GIVEN PROBLEM:
Look for the line containing "Convert this screenshot" and the line containing "const [theme, setTheme]"; retype them and all lines between, exactly, and leave out the pictures.

DATA FOR THE TASK:
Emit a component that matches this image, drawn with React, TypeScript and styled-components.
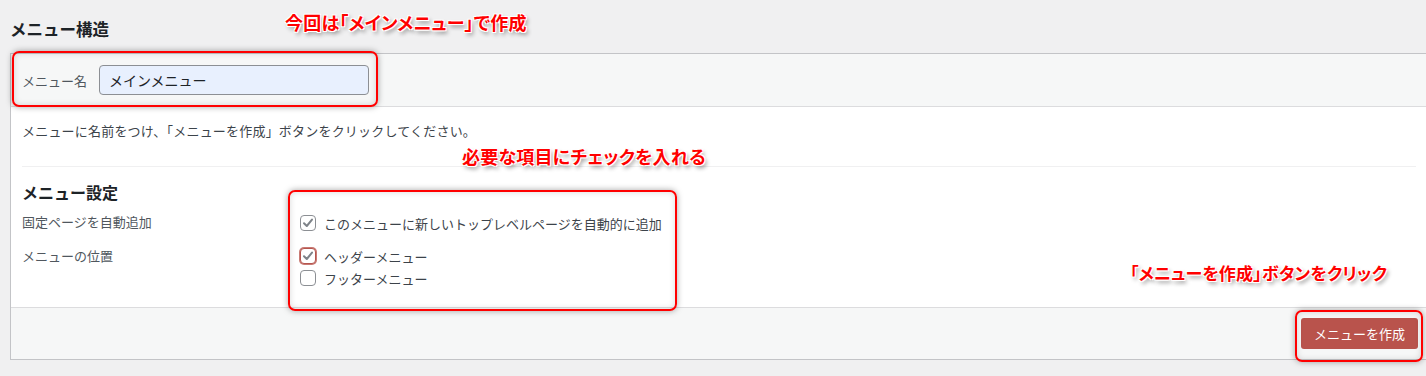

--

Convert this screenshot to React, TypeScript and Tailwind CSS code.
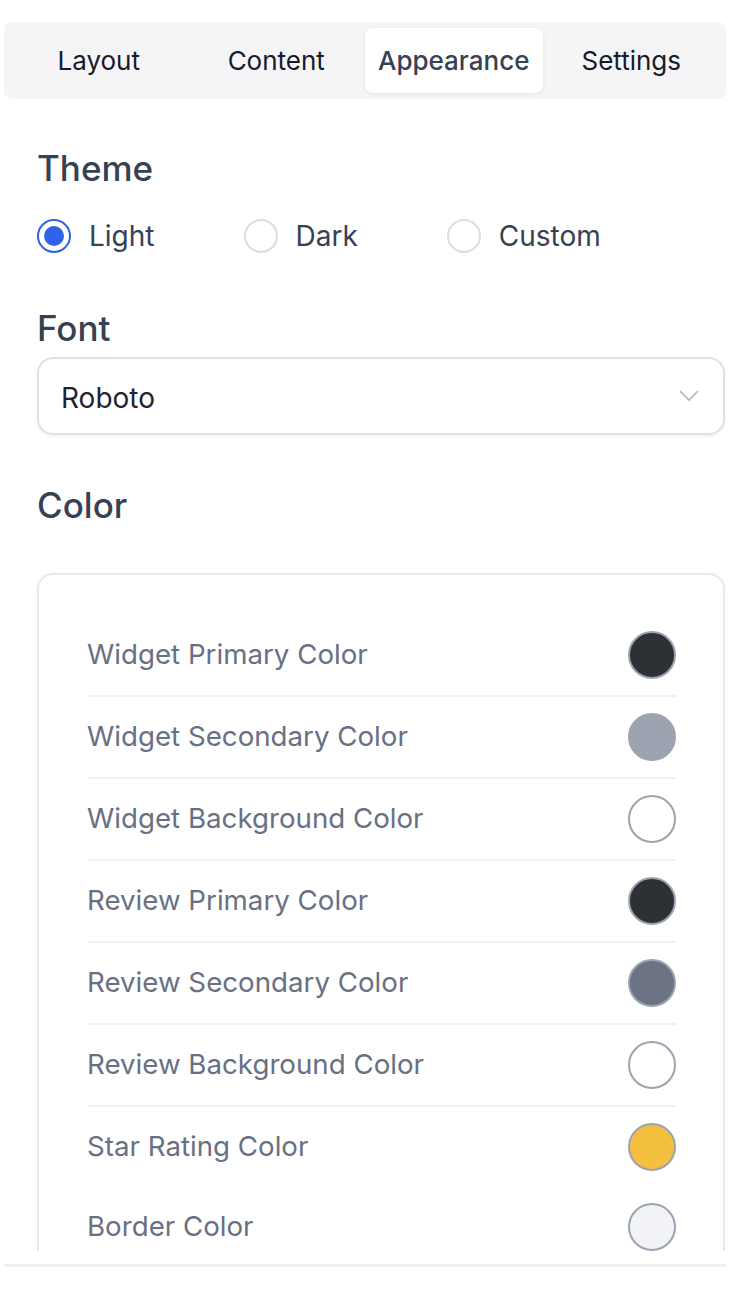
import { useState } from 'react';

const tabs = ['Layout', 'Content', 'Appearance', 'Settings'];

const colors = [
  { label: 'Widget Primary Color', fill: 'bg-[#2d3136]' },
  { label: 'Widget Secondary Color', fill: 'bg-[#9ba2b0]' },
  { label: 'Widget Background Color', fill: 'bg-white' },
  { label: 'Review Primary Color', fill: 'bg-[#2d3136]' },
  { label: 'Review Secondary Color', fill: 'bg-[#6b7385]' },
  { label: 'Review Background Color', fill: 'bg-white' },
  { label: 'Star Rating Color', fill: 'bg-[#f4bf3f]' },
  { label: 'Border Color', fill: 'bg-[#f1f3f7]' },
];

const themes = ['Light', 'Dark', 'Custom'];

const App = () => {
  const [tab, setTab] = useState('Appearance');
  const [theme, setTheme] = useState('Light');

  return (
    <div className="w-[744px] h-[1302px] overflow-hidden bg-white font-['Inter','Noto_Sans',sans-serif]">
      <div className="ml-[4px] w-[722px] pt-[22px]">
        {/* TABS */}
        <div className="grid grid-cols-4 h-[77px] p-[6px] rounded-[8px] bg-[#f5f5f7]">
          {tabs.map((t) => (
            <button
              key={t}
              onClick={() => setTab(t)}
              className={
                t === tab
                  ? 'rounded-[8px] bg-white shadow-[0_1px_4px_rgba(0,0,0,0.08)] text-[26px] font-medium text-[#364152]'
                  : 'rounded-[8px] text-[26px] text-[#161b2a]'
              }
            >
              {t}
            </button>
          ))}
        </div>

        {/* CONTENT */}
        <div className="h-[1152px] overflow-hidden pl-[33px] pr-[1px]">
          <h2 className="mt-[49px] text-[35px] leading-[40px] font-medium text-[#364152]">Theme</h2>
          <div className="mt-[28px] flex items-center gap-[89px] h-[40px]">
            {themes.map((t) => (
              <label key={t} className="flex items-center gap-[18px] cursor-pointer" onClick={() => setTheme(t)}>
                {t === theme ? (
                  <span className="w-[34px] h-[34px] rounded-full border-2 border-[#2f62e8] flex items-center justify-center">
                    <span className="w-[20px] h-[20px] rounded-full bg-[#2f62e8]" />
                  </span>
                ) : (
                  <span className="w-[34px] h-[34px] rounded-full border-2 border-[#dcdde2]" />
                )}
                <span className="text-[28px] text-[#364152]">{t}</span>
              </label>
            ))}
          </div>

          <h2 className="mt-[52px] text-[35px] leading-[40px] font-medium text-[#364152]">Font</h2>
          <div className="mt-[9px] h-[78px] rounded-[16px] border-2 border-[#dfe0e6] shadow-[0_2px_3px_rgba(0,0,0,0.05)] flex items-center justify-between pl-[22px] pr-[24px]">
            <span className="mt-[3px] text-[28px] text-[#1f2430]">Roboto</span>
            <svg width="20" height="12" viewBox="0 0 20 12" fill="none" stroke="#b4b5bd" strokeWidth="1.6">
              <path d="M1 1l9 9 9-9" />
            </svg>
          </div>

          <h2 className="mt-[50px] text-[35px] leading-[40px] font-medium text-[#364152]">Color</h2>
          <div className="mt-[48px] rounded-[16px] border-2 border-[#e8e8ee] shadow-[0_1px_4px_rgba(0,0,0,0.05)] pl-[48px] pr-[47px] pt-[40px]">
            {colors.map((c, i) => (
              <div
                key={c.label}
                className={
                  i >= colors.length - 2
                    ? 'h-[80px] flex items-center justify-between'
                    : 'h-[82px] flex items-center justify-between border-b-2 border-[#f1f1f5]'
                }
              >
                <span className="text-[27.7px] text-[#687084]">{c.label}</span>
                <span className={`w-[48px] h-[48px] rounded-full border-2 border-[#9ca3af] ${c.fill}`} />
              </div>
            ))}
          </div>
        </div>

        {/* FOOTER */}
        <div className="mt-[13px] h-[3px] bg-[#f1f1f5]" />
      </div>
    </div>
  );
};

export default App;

==

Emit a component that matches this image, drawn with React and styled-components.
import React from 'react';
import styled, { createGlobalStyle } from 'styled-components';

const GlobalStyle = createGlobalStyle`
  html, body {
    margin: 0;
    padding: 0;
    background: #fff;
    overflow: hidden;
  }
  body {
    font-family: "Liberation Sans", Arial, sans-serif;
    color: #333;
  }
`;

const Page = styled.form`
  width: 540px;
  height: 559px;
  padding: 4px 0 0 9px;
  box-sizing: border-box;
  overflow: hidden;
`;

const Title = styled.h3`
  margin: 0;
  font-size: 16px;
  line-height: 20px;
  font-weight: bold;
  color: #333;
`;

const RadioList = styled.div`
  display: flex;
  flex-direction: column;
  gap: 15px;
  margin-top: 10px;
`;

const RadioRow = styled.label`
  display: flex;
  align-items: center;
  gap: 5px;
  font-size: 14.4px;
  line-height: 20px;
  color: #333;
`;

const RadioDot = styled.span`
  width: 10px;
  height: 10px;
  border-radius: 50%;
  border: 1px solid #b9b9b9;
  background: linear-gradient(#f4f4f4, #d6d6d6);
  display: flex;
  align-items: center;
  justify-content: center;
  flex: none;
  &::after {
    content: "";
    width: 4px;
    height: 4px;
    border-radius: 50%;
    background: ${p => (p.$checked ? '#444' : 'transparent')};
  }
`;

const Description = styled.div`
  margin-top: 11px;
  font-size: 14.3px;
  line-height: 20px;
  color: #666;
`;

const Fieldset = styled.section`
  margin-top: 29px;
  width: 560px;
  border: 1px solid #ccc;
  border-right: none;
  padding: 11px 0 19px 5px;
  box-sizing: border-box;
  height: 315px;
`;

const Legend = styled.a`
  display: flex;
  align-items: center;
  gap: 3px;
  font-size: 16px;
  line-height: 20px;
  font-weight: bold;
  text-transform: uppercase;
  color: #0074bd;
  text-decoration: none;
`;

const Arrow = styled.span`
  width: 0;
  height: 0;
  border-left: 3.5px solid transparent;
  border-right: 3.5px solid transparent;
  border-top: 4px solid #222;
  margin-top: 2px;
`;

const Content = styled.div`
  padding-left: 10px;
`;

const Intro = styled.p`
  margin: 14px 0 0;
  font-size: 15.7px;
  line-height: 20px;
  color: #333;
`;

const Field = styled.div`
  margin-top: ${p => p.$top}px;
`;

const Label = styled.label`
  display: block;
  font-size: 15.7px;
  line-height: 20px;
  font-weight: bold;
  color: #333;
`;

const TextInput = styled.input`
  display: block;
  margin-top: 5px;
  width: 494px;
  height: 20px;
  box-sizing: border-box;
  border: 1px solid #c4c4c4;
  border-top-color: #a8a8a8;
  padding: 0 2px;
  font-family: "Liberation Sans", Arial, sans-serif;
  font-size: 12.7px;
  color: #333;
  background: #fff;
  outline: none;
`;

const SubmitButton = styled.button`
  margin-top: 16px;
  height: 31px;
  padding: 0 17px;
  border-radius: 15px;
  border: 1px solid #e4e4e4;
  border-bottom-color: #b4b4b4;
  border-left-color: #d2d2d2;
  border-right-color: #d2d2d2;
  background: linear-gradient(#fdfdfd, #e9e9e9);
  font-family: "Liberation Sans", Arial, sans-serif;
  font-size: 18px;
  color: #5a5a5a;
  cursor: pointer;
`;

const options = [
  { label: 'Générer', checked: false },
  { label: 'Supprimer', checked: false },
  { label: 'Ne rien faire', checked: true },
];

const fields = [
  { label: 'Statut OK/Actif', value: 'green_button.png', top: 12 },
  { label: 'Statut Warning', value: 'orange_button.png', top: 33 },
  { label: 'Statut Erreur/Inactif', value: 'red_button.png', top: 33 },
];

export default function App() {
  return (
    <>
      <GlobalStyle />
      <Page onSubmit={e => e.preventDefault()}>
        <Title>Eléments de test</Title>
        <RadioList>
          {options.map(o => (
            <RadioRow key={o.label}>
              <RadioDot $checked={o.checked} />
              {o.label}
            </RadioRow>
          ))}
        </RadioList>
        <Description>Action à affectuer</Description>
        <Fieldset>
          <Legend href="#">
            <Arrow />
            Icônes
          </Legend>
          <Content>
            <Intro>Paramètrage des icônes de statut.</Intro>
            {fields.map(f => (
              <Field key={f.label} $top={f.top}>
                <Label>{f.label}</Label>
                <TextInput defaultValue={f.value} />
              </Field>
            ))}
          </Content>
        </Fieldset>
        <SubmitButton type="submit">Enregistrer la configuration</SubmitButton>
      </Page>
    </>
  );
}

THE RESULT:
Convert this screenshot to React, TypeScript and Tailwind CSS code.
import { useState } from 'react';

const tabs = ['Layout', 'Content', 'Appearance', 'Settings'];

const colors = [
  { label: 'Widget Primary Color', fill: 'bg-[#2d3136]' },
  { label: 'Widget Secondary Color', fill: 'bg-[#9ba2b0]' },
  { label: 'Widget Background Color', fill: 'bg-white' },
  { label: 'Review Primary Color', fill: 'bg-[#2d3136]' },
  { label: 'Review Secondary Color', fill: 'bg-[#6b7385]' },
  { label: 'Review Background Color', fill: 'bg-white' },
  { label: 'Star Rating Color', fill: 'bg-[#f4bf3f]' },
  { label: 'Border Color', fill: 'bg-[#f1f3f7]' },
];

const themes = ['Light', 'Dark', 'Custom'];

const App = () => {
  const [tab, setTab] = useState('Appearance');
  const [theme, setTheme] = useState('Light');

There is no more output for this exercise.